Amsterdam is small, walkable, and easy to exhaust in a few days, which is exactly why the towns around it are such a gift. Within an hour by train, bus, or ferry you can swap the crowds of the Jordaan for windmills turning over the Zaan, fishing harbors smelling of smoked eel, and cheese markets that have run for centuries.

The Dutch rail and bus network makes all of this genuinely doable without a car, and many of these towns sit close enough together to pair two in a single day (Edam and Volendam, or Marken and Monnickendam). Distances are short and the countryside in between, all dikes and grazing cows, is half the pleasure.
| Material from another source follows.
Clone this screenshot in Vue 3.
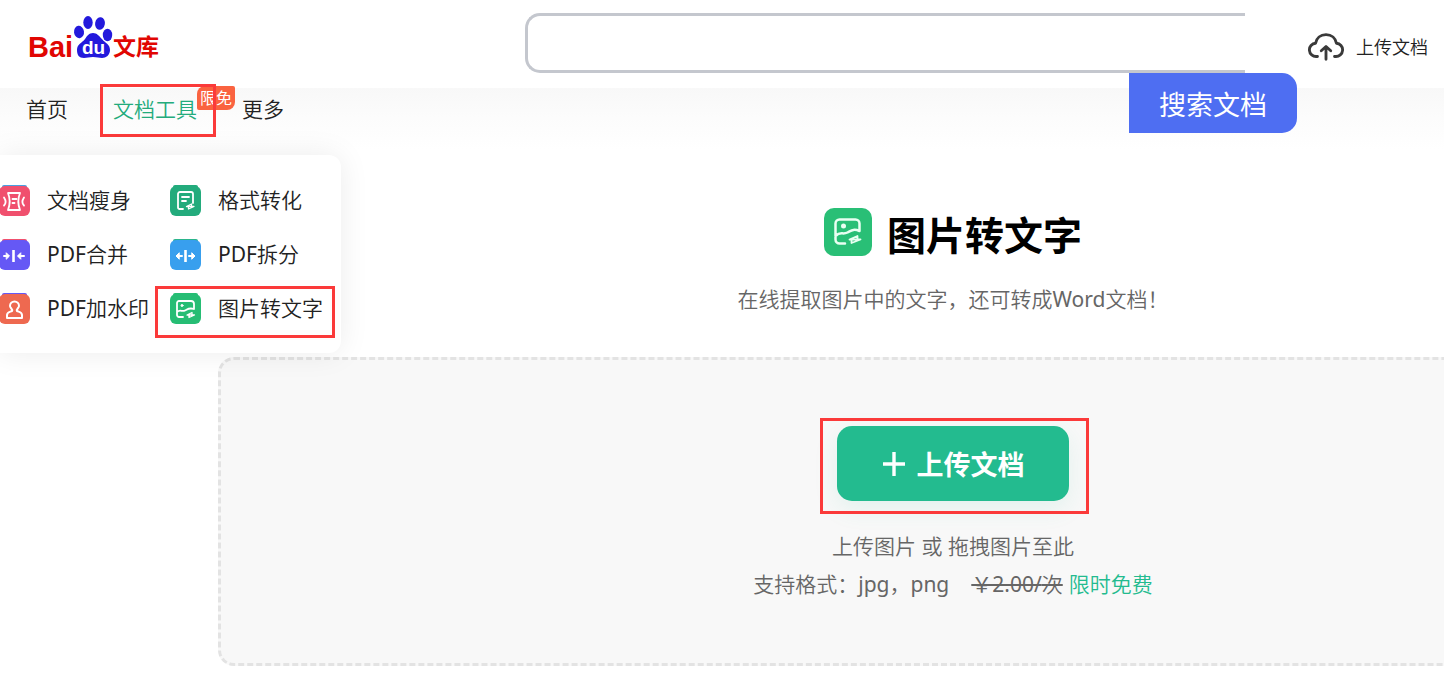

Here are eight towns worth the trip, ranked roughly by how much they reward the journey. Each entry tells you what to see and eat, the vibe, and exactly how to get there from the city.

1
Haarlem
Haarlem20 minutes west of Amsterdam Google
The closest thing to a miniature Amsterdam without the bachelor parties, Haarlem has the canals and gabled merchant houses but a calmer, more local rhythm. The Grote Markt is dominated by the soaring Sint-Bavokerk, whose Christiaan Muller organ was once played by a young Mozart. Spend time in the Frans Hals Museum, ducking into the hidden almshouse courtyards (hofjes) that lace the old center, and browsing the Saturday market. It is the easiest and most rewarding escape on this list, with enough cafe terraces and independent shops to fill a full day.
  • Sint-Bavokerk and its famous organ
  • Frans Hals Museum
  • Quiet hofjes (almshouse courtyards)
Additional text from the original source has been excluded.